Labyrinth was one of the first VHS tapes I owned, and one of the first DVDs, too. It was also a soundtrack I listened to constantly my first year at college as I was on my own journey to figure out my way forward. But it goes farther back than that. Labyrinth was one of the four pillars — four shows/movies that pretty much defined how I saw myself and who I wanted to be while I was growing up. We’ll get to the other three another day.
So — the pieces of wisdom that Labyrinth embedded in my soul?
“Things are not always what they seem in this place, so you can’t take anything for granted.”
The little worm says this when Sarah is first running through the labyrinth. It’s a blink-and-you-miss-it exchange, particularly afterwards when the worm makes its own assumptions (and thus doesn’t happen to mention that Sarah was face to face with a path directly to her goal). The labyrinth itself is always changing, evolving, and what was a path through turns into a dead end as soon as you quit looking at it. The only way through is to remain flexible on your feet and in your thinking. Question what you see, question what you assume, question what you think you know. And be prepared to be surprised.
“It’s not fair!”
“You say that so often, I wonder what your basis for comparison is.”
It’s a harsh moment for Sarah, having her constant refrain called out. But Jareth is right — she DOES say it a lot. And, if you look at it, a lot of what Sarah considers “not fair” is really just “not the way she wants it to be.” “Fair” would be everything working out the way she wants regardless of anyone else’s needs or motivations. Sarah is self-centered, and doesn’t see that things that don’t seem fair to her are not therefore intentional slights or deliberate attacks — sometimes they are people trying to meet their own goals. Sure, Jareth isn’t making this easy for her, but he isn’t supposed to. Sarah is only the hero of her OWN story, not his. And when Sarah quits judging the actions and choices of others against what she wants, she loses a lot of her resentment, too. There are genuinely unfair things in the world. But there’s a huge difference between injustice and people getting in each other’s way by existing. A hero’s tale wouldn’t mean anything if everyone just got out of her path and let her win without a fight.

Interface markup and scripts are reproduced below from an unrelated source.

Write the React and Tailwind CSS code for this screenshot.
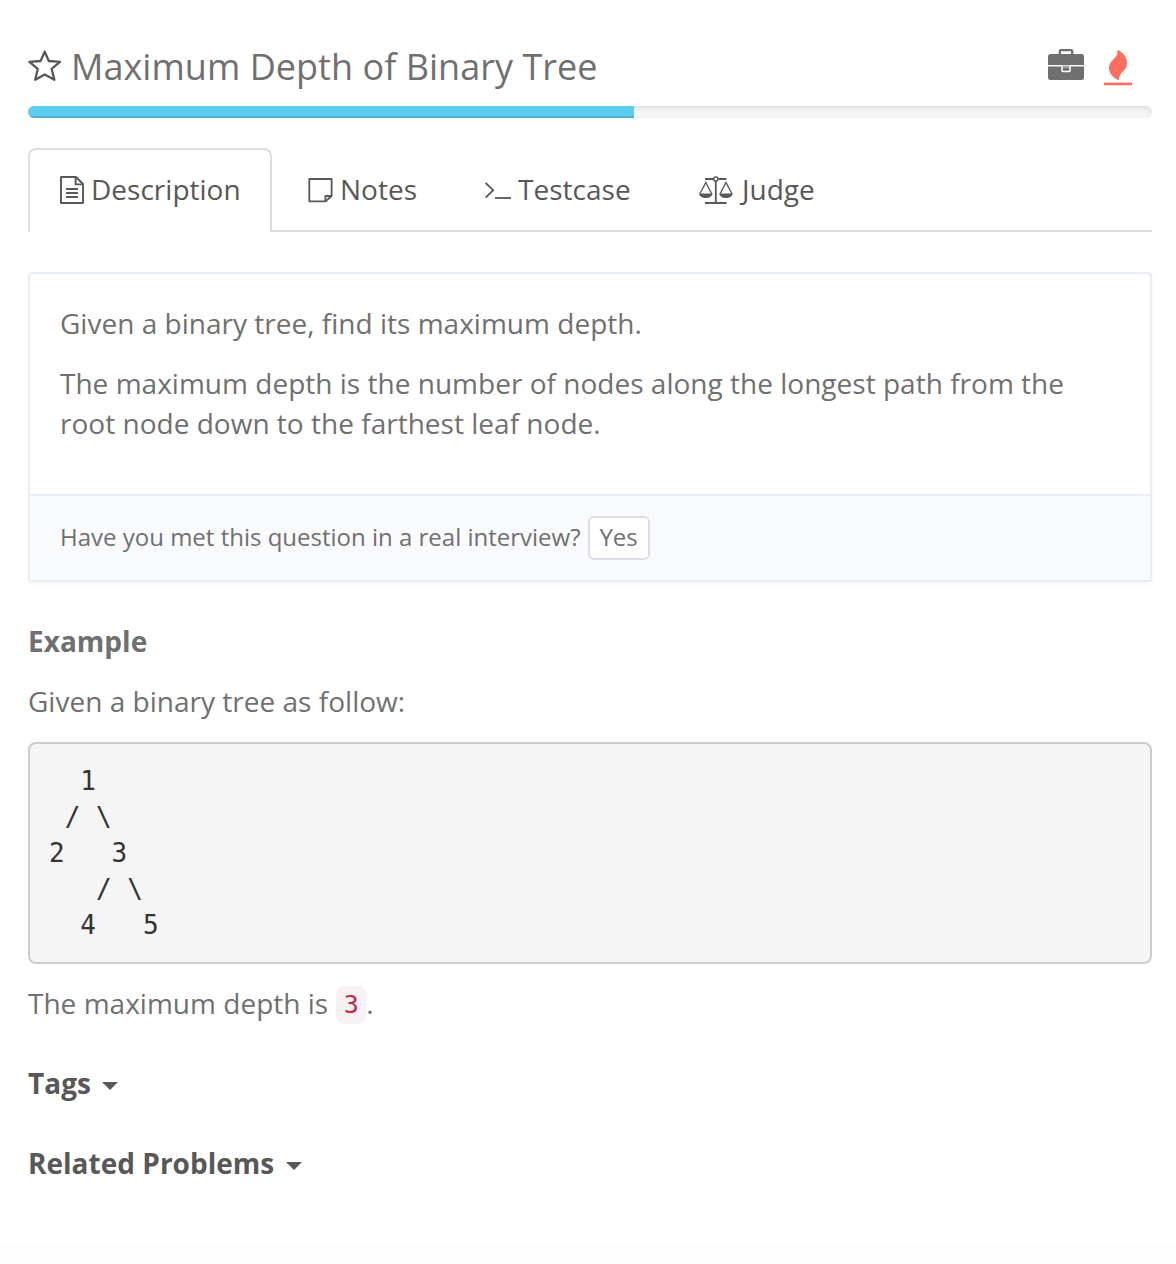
import React from "react";

const StarIcon = () => (
  <svg width="34" height="34" viewBox="0 0 34 34" fill="none" stroke="#585858" strokeWidth="2.3" strokeLinejoin="round" className="mb-[2px] shrink-0">
    <path d="M16.7 2.6 L20.8 12 L32 12.8 L23.6 19.8 L26.4 30.8 L16.7 25.4 L7.2 30.8 L9.8 19.8 L1.4 12.8 L12.6 12 Z" />
  </svg>
);

const BriefcaseIcon = () => (
  <svg width="38" height="32" viewBox="0 0 38 32" className="-ml-[0.5px] mr-[0.5px]">
    <path d="M12.8 7 V2.2 Q12.8 1.2 13.8 1.2 H24.2 Q25.2 1.2 25.2 2.2 V7" fill="none" stroke="#707070" strokeWidth="2.3" />
    <path d="M1 16 V7.5 Q1 5 3.5 5 H34.5 Q37 5 37 7.5 V16 Z" fill="#707070" />
    <path d="M1 17.5 H37 V28.5 Q37 31 34.5 31 H3.5 Q1 31 1 28.5 Z" fill="#707070" />
    <path d="M15 16.8 V21.4 Q15 22.5 16.1 22.5 H21.9 Q23 22.5 23 21.4 V16.8" fill="#707070" stroke="#fff" strokeWidth="1.5" />
    <path d="M16 18 H22" stroke="#fff" strokeWidth="0.8" />
  </svg>
);

const FlameIcon = () => (
  <svg width="28" height="36" viewBox="0 0 28 36" fill="#fd6e5e" className="mt-[1px] -mb-[1px]">
    <path d="M13.2 -0.6 C19 2.6 23.2 7.2 23 13.6 C22.8 21.6 14.5 22.2 15 30.3 C8.5 27.2 5 23.5 5 17.7 C5 9.2 15.8 8.2 13.2 -0.6 Z" />
    <rect x="0" y="32.6" width="28" height="2.6" />
  </svg>
);

const DocIcon = () => (
  <svg width="24" height="28" viewBox="0 0 24 28" fill="none" stroke="#585858" strokeWidth="1.9" strokeLinejoin="round" className="shrink-0">
    <path d="M16 1 H1 V27 H23 V8 Z" />
    <path d="M15.6 1 V8.4 H23" />
    <path d="M6 13 H18 M6 17 H18 M6 21 H18" />
  </svg>
);

const NoteIcon = () => (
  <svg width="25" height="25" viewBox="0 0 25 25" fill="none" stroke="#585858" strokeWidth="1.8" strokeLinejoin="round" className="mt-[2px] shrink-0">
    <path d="M1.3 1 H23.6 V18 L17.6 23.4 H1.3 Z" />
    <path d="M17.4 23.4 V18 H23.6" />
  </svg>
);

const TerminalIcon = () => (
  <svg width="27" height="18" viewBox="0 0 27 18" fill="none" stroke="#585858" strokeWidth="1.8">
    <path d="M1.6 1 L9.2 8.2 L1.6 15.6" />
    <path d="M11 16 H27" />
  </svg>
);

const ScalesIcon = () => (
  <svg width="34" height="29" viewBox="0 0 34 29" fill="none" stroke="#585858" strokeWidth="1.8" className="mt-[2px] shrink-0">
    <path d="M6 3 H14.5 M19.5 3 H27.5 M16.8 5.5 V27 M6 27 H27.5" />
    <circle cx="16.8" cy="3" r="2.1" strokeWidth="1.5" />
    <path d="M0.8 18 L6.8 6.5 L12.8 18 M21 18 L27 6.5 L33 18" strokeWidth="1.3" />
    <path d="M0 17.4 H13.6 C12.6 23.6 1 23.6 0 17.4 Z M20.2 17.4 H33.8 C32.8 23.6 21.2 23.6 20.2 17.4 Z" fill="#585858" stroke="none" />
  </svg>
);

const Caret = () => (
  <svg width="16" height="8" viewBox="0 0 16 8" fill="#585858" className="mt-[5px]">
    <path d="M0 0 H16 L8 8 Z" />
  </svg>
);

const tree = `  1
 / \\
2   3
   / \\
  4   5`;

export default function App() {
  return (
    <div className="flex min-h-[1264px] w-[1176px] flex-col bg-white pl-[28px] pr-[24px] pt-[42px] font-['Open_Sans',sans-serif] text-[28px] leading-[40px] tracking-[0.015px] text-[#707070]">
      <header className="flex h-[50px] items-center">
        <StarIcon />
        <h1 className="ml-[9px] text-[36px] font-normal leading-[50px] tracking-[0.03px] whitespace-nowrap">Maximum Depth of Binary Tree</h1>
        <div className="ml-auto mr-[20px] flex items-start gap-[19px]">
          <BriefcaseIcon />
          <FlameIcon />
        </div>
      </header>

      <div className="mt-[14px] h-[12px] overflow-hidden rounded-[8px] bg-[#f5f5f5] shadow-[inset_0_2px_4px_rgba(0,0,0,0.1)]">
        <div className="h-full w-[606px] bg-[#5bcdf1] shadow-[inset_0_-2px_0_rgba(0,0,0,0.15)]" />
      </div>

      <nav className="mt-[30px] flex h-[84px] text-[#585858]">
        <div className="flex w-[244px] items-center rounded-t-[8px] border-2 border-b-0 border-[#ddd] pb-[2px] pl-[30px]">
          <DocIcon />
          <span className="ml-[7px] pb-[2px]">Description</span>
        </div>
        <div className="flex flex-1 items-center border-b-2 border-[#ddd]">
          <div className="flex w-[176px] items-center pl-[36px]">
            <NoteIcon />
            <span className="ml-[7px]">Notes</span>
          </div>
          <div className="flex w-[215px] items-center pl-[36px]">
            <div className="pt-[4px]"><TerminalIcon /></div>
            <span className="ml-[7px]">Testcase</span>
          </div>
          <div className="flex items-center pl-[36px]">
            <ScalesIcon />
            <span className="ml-[9px]">Judge</span>
          </div>
        </div>
      </nav>

      <section className="mt-[40px] rounded-[4px] border-2 border-[#e9eef5] shadow-[0_2px_4px_rgba(0,0,0,0.04)]">
        <div className="px-[30px] pb-[51px] pt-[29px]">
          <p>Given a binary tree, find its maximum depth.</p>
          <p className="mt-[20px]">
            The maximum depth is the number of nodes along the longest path from the<br />root node down to the farthest leaf node.
          </p>
        </div>
        <div className="flex h-[86px] items-center border-t-2 border-[#e9eef5] bg-[#f9fafc] px-[30px] text-[24px] tracking-normal">
          <span className="pb-[2px]">Have you met this question in a real interview?</span>
          <button className="ml-[7px] flex h-[44px] w-[62px] items-center justify-center rounded-[6px] border-2 border-[#dcdde9] bg-white pb-[2px]">Yes</button>
        </div>
      </section>

      <h2 className="mt-[39px] font-bold">Example</h2>
      <p className="mt-[20px]">Given a binary tree as follow:</p>
      <pre className="mt-[21px] rounded-[8px] border-2 border-[#ccc] bg-[#f5f5f5] p-[19px] font-['DejaVu_Sans_Mono',monospace] text-[26px] leading-[36px] tracking-normal text-[#333]">{tree}</pre>
      <p className="mt-[19px] flex h-[40px] items-center">
        <span>The maximum depth is</span>
        <code className="ml-[8px] mt-[4px] flex h-[38px] w-[30px] items-center justify-center rounded-[8px] bg-[#f9f2f4] font-['DejaVu_Sans_Mono',monospace] text-[25px] text-[#c7254e]">3</code>
        <span>.</span>
      </p>
      <h2 className="mt-[40px] flex items-center gap-[11px] font-bold text-[#585858]">Tags <Caret /></h2>
      <h2 className="mt-[40px] flex items-center gap-[12px] font-bold text-[#585858]">Related Problems <Caret /></h2>
      <div className="-ml-[28px] -mr-[24px] mt-auto h-[20px] bg-[#fdfdfd]" />
    </div>
  );
}
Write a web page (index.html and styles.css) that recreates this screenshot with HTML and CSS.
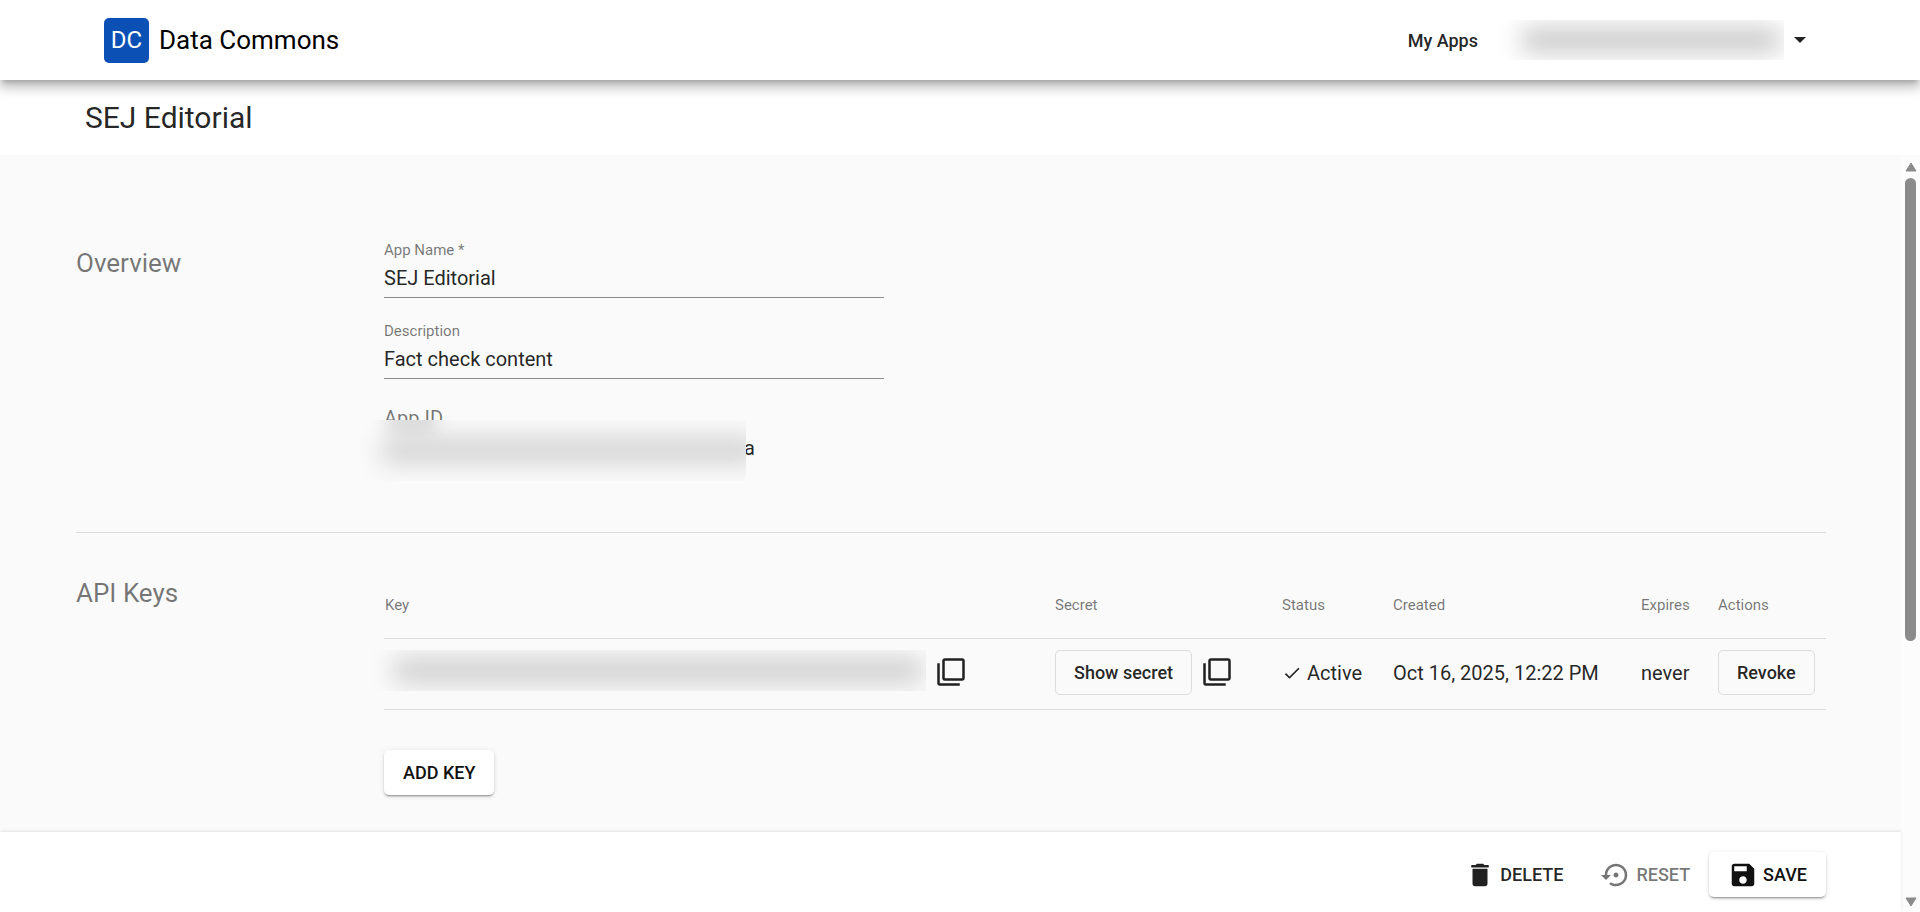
FILE: index.html
```html
<!DOCTYPE html>
<html lang="en">
<head>
  <meta charset="UTF-8" />
  <meta name="viewport" content="width=device-width, initial-scale=1.0" />
  <title>SEJ Editorial - Data Commons</title>
  <link rel="stylesheet" href="styles.css">
</head>
<body>
  <header class="topbar">
    <a class="brand" href="#">
      <span class="logo">DC</span>
      <span class="brand-name">Data Commons</span>
    </a>
    <nav class="topnav">
      <a class="nav-link" href="#">My Apps</a>
      <button type="button" class="account" aria-label="Account menu">
        <span class="redacted redacted-email"></span>
        <svg class="caret" viewBox="0 0 12 6" aria-hidden="true"><path d="M0 0h12L6 6z" /></svg>
      </button>
    </nav>
  </header>

  <h1 class="page-title">SEJ Editorial</h1>

  <div class="workspace">
    <form class="app-form" id="app-form">
      <div class="pane">
        <section class="section overview">
          <h2>Overview</h2>
          <div class="section-body">
            <div class="field">
              <label for="app-name">App Name *</label>
              <input type="text" id="app-name" name="name" value="SEJ Editorial" required />
            </div>
            <div class="field">
              <label for="description">Description</label>
              <input type="text" id="description" name="description" value="Fact check content" />
            </div>
            <div class="app-id">
              <div class="app-id-label">App ID</div>
              <div class="app-id-value"><span class="redacted redacted-id"></span>a</div>
            </div>
          </div>
        </section>

        <section class="section keys">
          <h2>API Keys</h2>
          <div class="section-body">
            <table class="key-table">
              <thead>
                <tr>
                  <th class="col-key">Key</th>
                  <th class="col-secret">Secret</th>
                  <th class="col-status">Status</th>
                  <th class="col-created">Created</th>
                  <th class="col-expires">Expires</th>
                  <th class="col-actions">Actions</th>
                </tr>
              </thead>
              <tbody>
                <tr>
                  <td>
                    <div class="cell">
                      <span class="redacted redacted-key"></span>
                      <button type="button" class="icon-btn" aria-label="Copy key">
                        <svg class="icon" viewBox="0 0 24 24"><path d="M3 5H1v16c0 1.1.9 2 2 2h16v-2H3V5zm18-4H7c-1.1 0-2 .9-2 2v14c0 1.1.9 2 2 2h14c1.1 0 2-.9 2-2V3c0-1.1-.9-2-2-2zm0 16H7V3h14v14z" /></svg>
                      </button>
                    </div>
                  </td>
                  <td>
                    <div class="cell">
                      <button type="button" class="btn btn-outline">Show secret</button>
                      <button type="button" class="icon-btn" aria-label="Copy secret">
                        <svg class="icon" viewBox="0 0 24 24"><path d="M3 5H1v16c0 1.1.9 2 2 2h16v-2H3V5zm18-4H7c-1.1 0-2 .9-2 2v14c0 1.1.9 2 2 2h14c1.1 0 2-.9 2-2V3c0-1.1-.9-2-2-2zm0 16H7V3h14v14z" /></svg>
                      </button>
                    </div>
                  </td>
                  <td>
                    <div class="cell status">
                      <svg class="check" viewBox="0 0 24 24" aria-hidden="true"><path d="M9 16.17L4.83 12l-1.42 1.41L9 19 21 7l-1.41-1.41z" /></svg>
                      Active
                    </div>
                  </td>
                  <td>Oct 16, 2025, 12:22 PM</td>
                  <td>never</td>
                  <td><button type="button" class="btn btn-outline">Revoke</button></td>
                </tr>
              </tbody>
            </table>
            <button type="button" class="btn btn-raised add-key">ADD KEY</button>
          </div>
        </section>
      </div>

      <footer class="actions">
        <button type="button" class="btn">
          <svg class="icon" viewBox="0 0 24 24" aria-hidden="true"><path d="M6 19c0 1.1.9 2 2 2h8c1.1 0 2-.9 2-2V7H6v12zM19 4h-3.500l-1-1h-5l-1 1H5v2h14V4z" /></svg>
          DELETE
        </button>
        <button type="reset" class="btn" disabled>
          <svg class="icon" viewBox="0 0 24 24" aria-hidden="true"><path d="M14 12c0-1.100-.9-2-2-2s-2 .9-2 2 .9 2 2 2 2-.9 2-2zm-2-9c-4.970 0-9 4.030-9 9H0l4 4 4-4H5c0-3.870 3.130-7 7-7s7 3.130 7 7-3.130 7-7 7c-1.510 0-2.910-.49-4.060-1.300l-1.420 1.440C8.040 20.300 9.940 21 12 21c4.970 0 9-4.030 9-9s-4.030-9-9-9z" /></svg>
          RESET
        </button>
        <button type="submit" class="btn btn-raised">
          <svg class="icon" viewBox="0 0 24 24" aria-hidden="true"><path d="M17 3H5c-1.110 0-2 .9-2 2v14c0 1.100.89 2 2 2h14c1.100 0 2-.9 2-2V7l-4-4zm-5 16c-1.660 0-3-1.340-3-3s1.340-3 3-3 3 1.340 3 3-1.340 3-3 3zm3-10H5V5h10v4z" /></svg>
          SAVE
        </button>
      </footer>
    </form>

    <div class="scrollbar" aria-hidden="true">
      <svg class="scroll-arrow" viewBox="0 0 12 10"><path d="M6 1l5 8H1z" /></svg>
      <div class="scroll-track"><div class="scroll-thumb"></div></div>
      <svg class="scroll-arrow" viewBox="0 0 12 10"><path d="M6 9L1 1h10z" /></svg>
    </div>
  </div>
</body>
</html>
```
FILE: styles.css
```css
* { box-sizing: border-box; }
body { margin: 0; height: 100vh; display: flex; flex-direction: column; font-family: Roboto, "Liberation Sans", sans-serif; font-size: 20px; color: rgba(0,0,0,0.87); background: #fff; }
h1, h2 { margin: 0; font-weight: 400; }
button, input { font: inherit; color: inherit; }
button { padding: 0; border: none; background: none; cursor: pointer; }
svg { display: block; flex: none; fill: currentColor; }

/* header */
.topbar { position: relative; z-index: 1; flex: none; display: flex; align-items: center; justify-content: space-between; height: 80px; padding: 0 108px 0 104px; background: #fff; box-shadow: 0 5px 5px -3px rgba(0,0,0,0.2), 0 8px 10px 1px rgba(0,0,0,0.14), 0 3px 14px 2px rgba(0,0,0,0.12); }
.brand { display: flex; align-items: center; gap: 10px; color: #000; text-decoration: none; }
.logo { display: flex; align-items: center; justify-content: center; width: 45px; height: 45px; border-radius: 5px; background: #0b50b4; color: #fff; font-size: 24px; }
.brand-name { font-size: 26px; }
.topnav { display: flex; align-items: center; gap: 20px; }
.nav-link { color: inherit; font-size: 18px; font-weight: 500; text-decoration: none; }
.account { display: flex; align-items: center; gap: 10px; padding: 0 6px 0 0; }
.caret { width: 12px; height: 6px; }

.page-title { flex: none; height: 75px; padding: 0 85px; font-size: 30px; line-height: 75px; }

/* hidden values: a soft bar cut off at the edges of its box */
.redacted { position: relative; display: block; flex: none; overflow: hidden; }
.redacted::before { content: ""; position: absolute; inset: 8px 4px 8px 24px; background: rgba(0,0,0,0.22); filter: blur(12px); }
.redacted-email { width: 286px; height: 40px; }
.redacted-id { width: 386px; height: 61px; margin: -13px -2px -18px -24px; background: #fafafa; }
.redacted-id::before { inset: 17px -12px 17px 22px; background: rgba(0,0,0,0.15); }
.redacted-id::after { content: ""; position: absolute; top: -6px; left: 28px; width: 48px; height: 14px; background: rgba(0,0,0,0.18); filter: blur(9px); }
.redacted-key { width: 556px; height: 41px; margin: 0 0 4px -15px; }
.redacted-key::before { background: rgba(0,0,0,0.17); }

/* layout */
.workspace { flex: 1; min-height: 0; display: flex; }
.app-form { flex: 1; min-width: 0; display: flex; flex-direction: column; }
.pane { flex: 1; min-height: 0; overflow: hidden; padding: 0 75px 0 76px; background: #fafafa; }
.section { display: grid; grid-template-columns: 308px 1fr; }
.section h2 { padding-top: 7px; font-size: 26px; line-height: 32px; color: rgba(0,0,0,0.54); }
.overview { padding: 85px 0 69px; border-bottom: 1px solid #dcdcdc; }
.keys { padding: 37px 0; }

/* fields */
.field { width: 500px; margin-bottom: 23px; }
.field label { display: block; font-size: 15px; line-height: 20px; color: rgba(0,0,0,0.54); }
.field input { display: block; width: 100%; height: 38px; padding: 0 0 1px; border: none; border-bottom: 1px solid #8c8c8c; border-radius: 0; background: none; outline: none; }
.app-id { padding-top: 1px; line-height: 30px; }
.app-id-label { color: rgba(0,0,0,0.54); }
.app-id-value { display: flex; }

/* api keys */
.key-table { width: 100%; border-collapse: collapse; table-layout: fixed; text-align: left; }
.key-table th { height: 68px; padding: 2px 1px 0; border-bottom: 1px solid #dcdcdc; font-size: 15px; font-weight: 400; color: rgba(0,0,0,0.54); }
.key-table td { height: 71px; padding: 0 1px 2px; border-bottom: 1px solid #dcdcdc; white-space: nowrap; }
.col-secret { width: 227px; }
.col-status { width: 111px; }
.col-created { width: 248px; }
.col-expires { width: 77px; }
.col-actions { width: 109px; }
.cell { display: flex; align-items: center; gap: 10px; }
.cell.status { gap: 5px; }
.check { width: 20px; height: 20px; }
.icon { width: 30px; height: 30px; }
.icon-btn { margin-bottom: 2px; }
.add-key { margin-top: 40px; }

/* buttons */
.btn { display: inline-flex; align-items: center; justify-content: center; gap: 5px; height: 45px; padding: 0 19px; border-radius: 5px; font-size: 18px; font-weight: 500; white-space: nowrap; }
.btn:disabled { color: rgba(0,0,0,0.54); cursor: default; }
.btn-outline { padding: 0 18px; border: 1px solid #dcdcdc; }
.btn-raised { background: #fff; color: #111; box-shadow: 0 3px 1px -2px rgba(0,0,0,0.2), 0 2px 2px rgba(0,0,0,0.14), 0 1px 5px rgba(0,0,0,0.12); }

.actions { position: relative; flex: none; display: flex; align-items: center; justify-content: flex-end; height: 80px; padding: 5px 75px 0 0; background: #fff; box-shadow: 0 -1px 3px rgba(0,0,0,0.1); }

/* scrollbar */
.scrollbar { flex: none; display: flex; flex-direction: column; align-items: center; gap: 6px; width: 19px; padding: 7px 0 5px; background: #fcfcfc; color: #8b8b8b; }
.scroll-arrow { width: 12px; height: 10px; stroke: currentColor; stroke-width: 1; stroke-linejoin: round; }
.scroll-track { flex: 1; }
.scroll-thumb { width: 11px; height: 65%; border-radius: 6px; background: #8b8b8b; }
```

“The way forward is sometimes the way back.”
Okay, I like this one even though it’s trite. It comes from that “wiseman” with a talkative bird hat that Sarah and Hoggle meet after getting out of the tunnels under the labyrinth. Sarah asks for advice, and this is one of the lines he spouts while dodging quips from his hat. The hat insults him, but the point is still well intentioned. For me, I think specifically that it’s the emotional context where this works for me. Sure, I can push on, tackle the journey ahead of me without hesitating, but advancing my steps might mean unraveling me in other ways. Getting to the finish line and getting there with no spoons, fully burned out, exhausted — does it count as a win if I lost to get there? So I think it’s not just about realizing that sometimes you have to take a few steps backward to move forward, but also think about how those moves impact you on multiple levels. There is usually a way to move that won’t cut you apart.
“You have no power over me.”
The whole speech Sarah quotes at the start of the movie and then in her final confrontation with Jareth has always meant a lot to me. I used to have it up on the wall next to my dorm room in college. There’s courage in it, and defiance, and endurance. But it’s that last line that really drives itself into my heart. Jareth is all-powerful, and yet he is begging Sarah to fear him. From her obedience comes his power. And it’s so true in the world. It’s SO TRUE. So much of the world is predicated on a complicated set of social contracts. “Don’t correct an authority figure.” “Be polite even if it means allowing someone else to be rude.” “Don’t make waves.” “Don’t make a scene.” It’s garbage, all of it. Of course, I believe in being polite, and in being respectful, and in generally showing kindness. But I’m not going to let the unwritten social morays keep me from asserting my own power. Social rules say not to stick your nose in if somebody is being bullied — but the power of a bystander stepping up and saying “Enough” is greater than anyone realizes until it happens. Expectations can pile up like bounders on your shoulders, but you don’t have to play by them. No one, NO ONE has the power to make you anything but what you choose to be. And to exercise that strength is to be oneself, fully and unapologetically. And, like Jareth, those who would demand obedience and find none are themselves rendered powerless.
“It’s only forever, not long at all.”
This is my favorite line in the “Underground” song. I used to hang onto the “No one can blame you for running away” part, but that was when I was still struggling to find my way in a place I’d chosen for myself. But that “It’s only forever, not long at all” has always stuck with me, too, and far moreso after I no longer needed to run away. There’s something flippant to it, but it’s deep, too. Because forever is just the series of the next one. Telling myself I’m going to do X thing every day for the rest of my life feels daunting. But telling myself I’ll do it “next time” and then, after the day after that, “next time,” and after that, “next time” — those next times DO add up to forever. I’ve seen it used as a model for people trying to get out of habits or get in them, from changing their eating patterns to exercise to prayer or meditation. Critically, it also works on dealing with something difficult. Sure, balancing a level of stress and seeing no end to it can crush you. But taking a deep breath and saying, “I only need to do this today” is liberating. And then, when tomorrow becomes today, “I only need to do this today.” It makes the longest and heaviest of loads something quantifiable, something limited, something within the scope of endurance.
Put that way, “I’m going to write stories forever” becomes too short. Because I only have today to write stories. And then tomorrow. And someday my tomorrows will run out, but the story ideas won’t.
Forever could never be long enough, put that way.
I guess, when you consider that this was a fourth of where I began, there’s no real surprise I ended up where I did. After all, I did find my way into the Underground, and there’s nowhere else I’d rather spend my forever.